Columna de:
Claudia Collao
“Artista visual”
El arte urbano transfigurado en un proceso pictórico no convencional


Columna de opinión
de:
Claudia Collao
“Artista visual”
El arte urbano transfigurado en un proceso pictórico no convencional
Cuando el talento se mide en dinero
Por Claudia Collao, 05/10/2025
Hace tiempo vengo reflexionando sobre una práctica que se ha vuelto demasiado común en el mundo del arte: cobrar tarifas de inscripción a los artistas. Lo he vivido personalmente y lo observo con creciente incomodidad. Detrás de esa exigencia, que algunos justifican como un trámite administrativo más, se esconde en realidad un filtro económico que nada tiene que ver con la calidad de la obra.
Lo diré sin rodeos: cobrar por postular no mide talento, mide bolsillo. Y eso excluye y empobrece la diversidad artística.
Concursar debería ser un espacio de fomento, visibilidad y confrontación de propuestas. Sin embargo, cuando la entrada tiene precio, la primera selección no la hace el jurado, sino la billetera del artista. Así, lo que se presenta como una plataforma abierta se convierte en un club restringido, donde la capacidad de pago se impone sobre la fuerza creativa.

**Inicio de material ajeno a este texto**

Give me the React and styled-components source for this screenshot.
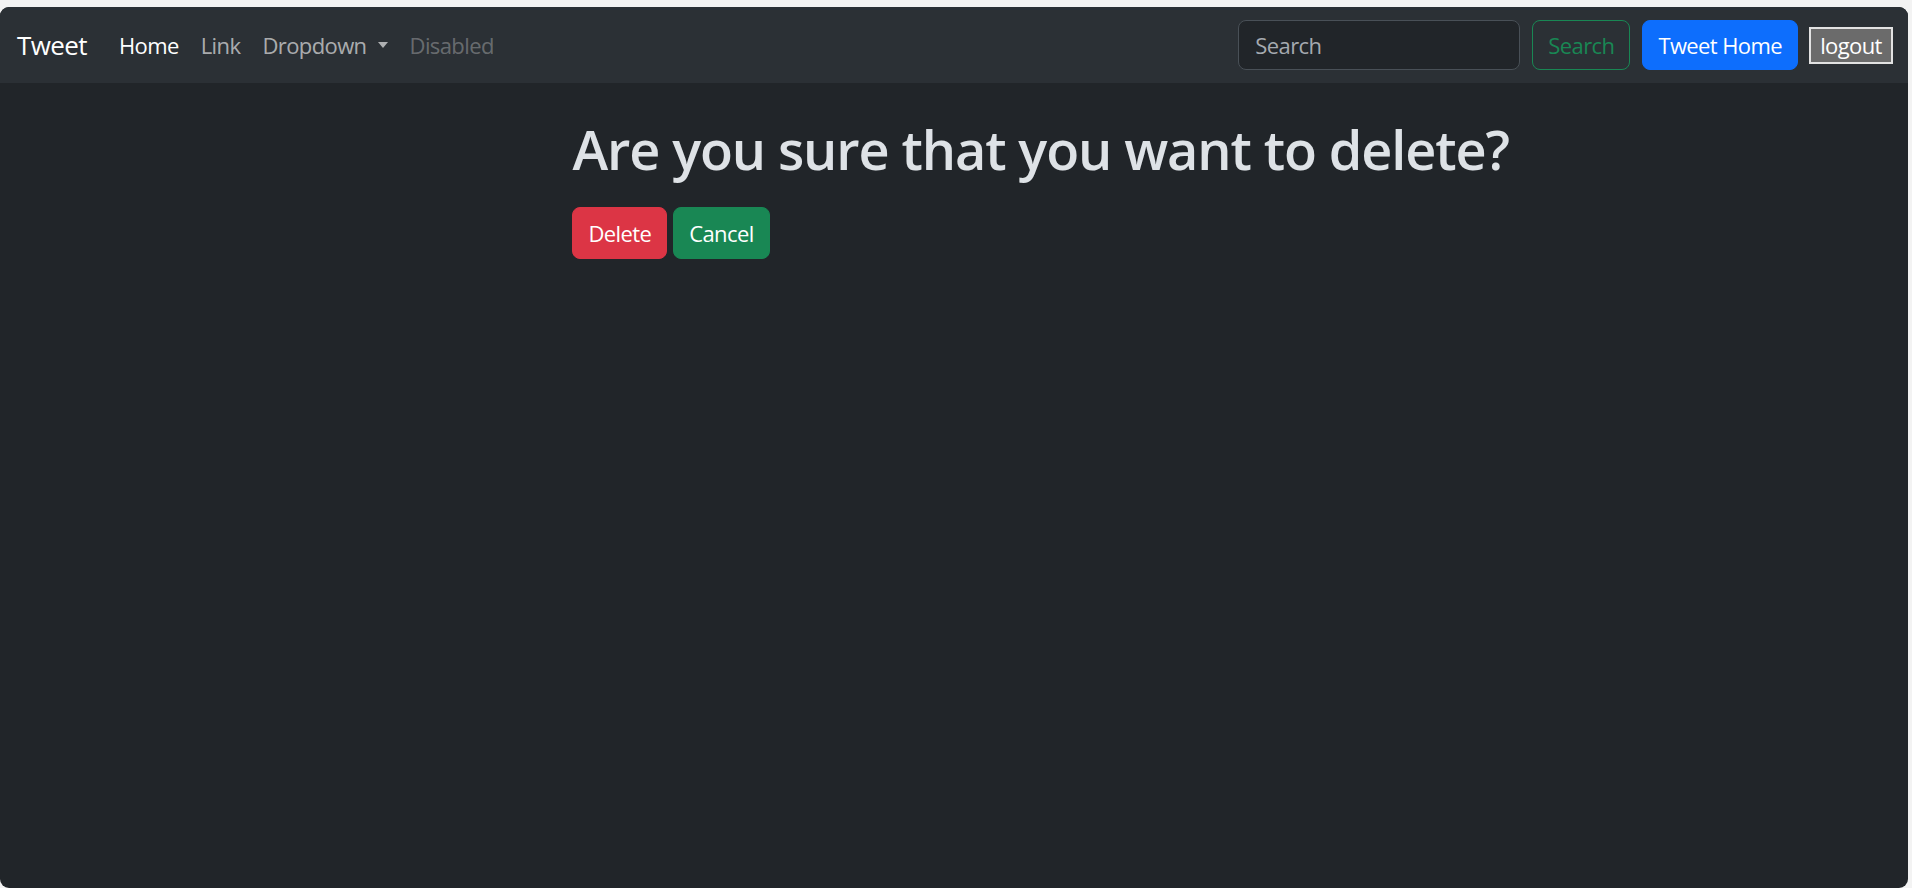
import React from 'react';
import styled, { createGlobalStyle } from 'styled-components';

const GlobalStyle = createGlobalStyle`
  html, body {
    margin: 0;
    padding: 0;
    height: 100%;
    background: #f3f3f3;
    font-family: "Open Sans", "Liberation Sans", sans-serif;
  }
  #root {
    height: 100%;
  }
`;

const Window = styled.div`
  margin: 7px 4px 0 0;
  height: calc(100% - 7px);
  background: #212529;
  border-radius: 9px;
  overflow: hidden;
  display: flex;
  flex-direction: column;
  letter-spacing: -0.6px;
`;

const NavBar = styled.nav`
  height: 76px;
  flex-shrink: 0;
  background: #2b3035;
  display: flex;
  align-items: center;
  padding: 0 15px 0 17px;
`;

const Brand = styled.a`
  color: #fff;
  font-size: 26px;
  margin-right: 21px;
  text-decoration: none;
`;

const NavList = styled.ul`
  display: flex;
  align-items: center;
  list-style: none;
  margin: 0;
  padding: 0;
  flex: 1;
`;

const NavLink = styled.a`
  display: flex;
  align-items: center;
  padding: 0 11px;
  font-size: 22px;
  text-decoration: none;
  color: ${p => (p.$active ? '#fff' : p.$disabled ? 'rgba(255,255,255,0.3)' : 'rgba(255,255,255,0.62)')};
`;

const Caret = styled.span`
  display: inline-block;
  margin-left: 11px;
  border-top: 6px solid rgba(255,255,255,0.62);
  border-left: 5.5px solid transparent;
  border-right: 5.5px solid transparent;
`;

const SearchForm = styled.form`
  display: flex;
  align-items: center;
  gap: 12px;
`;

const SearchInput = styled.input`
  width: 282px;
  height: 50px;
  box-sizing: border-box;
  padding: 0 16px;
  background: #212529;
  border: 1px solid #495057;
  border-radius: 8px;
  color: #dee2e6;
  font-family: inherit;
  letter-spacing: inherit;
  font-size: 22px;
  &::placeholder {
    color: #a5aab0;
  }
`;

const Btn = styled.button`
  height: ${p => (p.$tall ? '52px' : '50px')};
  box-sizing: border-box;
  padding: 0 15px;
  border-radius: 8px;
  font-family: inherit;
  letter-spacing: inherit;
  font-size: 22px;
  cursor: pointer;
  border: 1px solid ${p => p.$color};
  background: ${p => (p.$outline ? 'transparent' : p.$color)};
  color: ${p => (p.$outline ? p.$color : '#fff')};
`;

const LogoutBtn = styled.button`
  height: 37px;
  width: 84px;
  margin-left: 11px;
  box-sizing: border-box;
  padding: 0;
  background: #6b6b6b;
  border: 2px solid #e2e2e2;
  border-radius: 0;
  color: #fff;
  font-family: inherit;
  letter-spacing: inherit;
  font-size: 22px;
`;

const Main = styled.main`
  margin-left: 30%;
  padding-top: 34px;
`;

const Heading = styled.h1`
  margin: 0 0 25px;
  color: #dee2e6;
  font-size: 54px;
  font-weight: 600;
  letter-spacing: -1.1px;
  line-height: 1.2;
`;

const Actions = styled.div`
  display: flex;
  gap: 6px;
`;

export default function App() {
  return (
    <>
      <GlobalStyle />
      <Window>
        <NavBar>
          <Brand href="#">Tweet</Brand>
          <NavList>
            <li><NavLink href="#" $active>Home</NavLink></li>
            <li><NavLink href="#">Link</NavLink></li>
            <li><NavLink href="#">Dropdown<Caret /></NavLink></li>
            <li><NavLink $disabled>Disabled</NavLink></li>
          </NavList>
          <SearchForm onSubmit={e => e.preventDefault()}>
            <SearchInput type="search" placeholder="Search" />
            <Btn $outline $color="#198754">Search</Btn>
            <Btn $color="#0d6efd" type="button">Tweet Home</Btn>
          </SearchForm>
          <LogoutBtn>logout</LogoutBtn>
        </NavBar>
        <Main>
          <Heading>Are you sure that you want to delete?</Heading>
          <Actions>
            <Btn $tall $color="#dc3545">Delete</Btn>
            <Btn $tall $color="#198754">Cancel</Btn>
          </Actions>
        </Main>
      </Window>
    </>
  );
}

Y no hablamos de montos simbólicos. Las tarifas suelen comenzar en 70 dólares y pueden llegar hasta los 300 euros por obra en certámenes internacionales. Si un artista quiere postular a varios concursos en un año, el gasto se vuelve insostenible. Es dinero que podría destinarse a materiales, producción o simplemente a sostener la vida cotidiana. Por eso, más que un “detalle”, estas tarifas se convierten en una barrera concreta que deja fuera a muchos.
El resultado es siempre el mismo: quienes tienen respaldo institucional o recursos propios logran estar presentes en varias instancias, mientras que los demás —independientes o jóvenes emergentes— quedan excluidos. Lo que se pierde no es solo la oportunidad personal de un creador, sino también el valor colectivo de una escena más plural, diversa y arriesgada. La exclusión económica genera también exclusión estética: menos voces, menos miradas, menos innovación.
A esta ecuación se suman las ferias de arte, que deberían ser una de las vitrinas más importantes para la circulación de obras, pero que terminan repitiendo la misma lógica. El costo de participar es tan alto que la mayoría de los artistas independientes queda automáticamente excluida. Lo que podría ser un espacio de encuentro y diversidad se convierte en un escaparate donde solo quienes pueden costearlo tienen cabida. En el fondo, es más de lo mismo: un sistema que confunde profesionalización con elitismo.

Postular a un Fondart únicamente para financiar la feria tampoco resuelve el problema; sigue beneficiando a quienes ya cuentan con recursos, mientras que la precariedad del oficio recae sobre los más vulnerables. La pregunta inevitable es: ¿a quién beneficia realmente esta estructura?
He trabajado durante años de manera independiente y sé lo que significa sostener un proceso creativo con recursos limitados. Cada obra implica tiempo, esfuerzo, disciplina y riesgo económico. Pagar por concursar o endeudarse para estar en una feria no solo se siente injusto: contradice directamente la misión que muchas instituciones y gestores dicen defender, la de abrir caminos y fortalecer el ecosistema cultural. Si realmente creen en ese propósito, deberían buscar financiamiento a través de fondos públicos, alianzas privadas o patrocinios, no trasladar ese peso a quienes ya cargan con la precariedad del oficio.
Algunos justifican estas tarifas como un “filtro” que asegura postulaciones serias. La verdad es que ese filtro no mide calidad: mide capacidad de pago. Lo que se instala no es profesionalización, sino normalización de la desigualdad.
Por eso me niego a aceptar esta práctica. Negarme a pagar por concursar —y, por extensión, a aceptar ferias con costos desproporcionados— no es un gesto de terquedad personal: es una forma de defender un principio básico. El arte no puede reducirse a un peaje. La creación se mide en riesgo, en propuestas, en potencia expresiva, no en el tamaño de la billetera.
Si queremos un sistema cultural vivo, no podemos seguir validando mecanismos que excluyen. El arte necesita apertura, necesita instituciones comprometidas con abrir puertas y no con cerrarlas a quienes no pueden pagar. Decir “no” a estas prácticas es también una invitación a repensar otros modelos de financiamiento, más justos y coherentes con la idea de que la cultura es un bien común.
Yo, al menos, elijo ese camino. Porque mientras sigamos confundiendo talento con bolsillo, el arte entero pierde.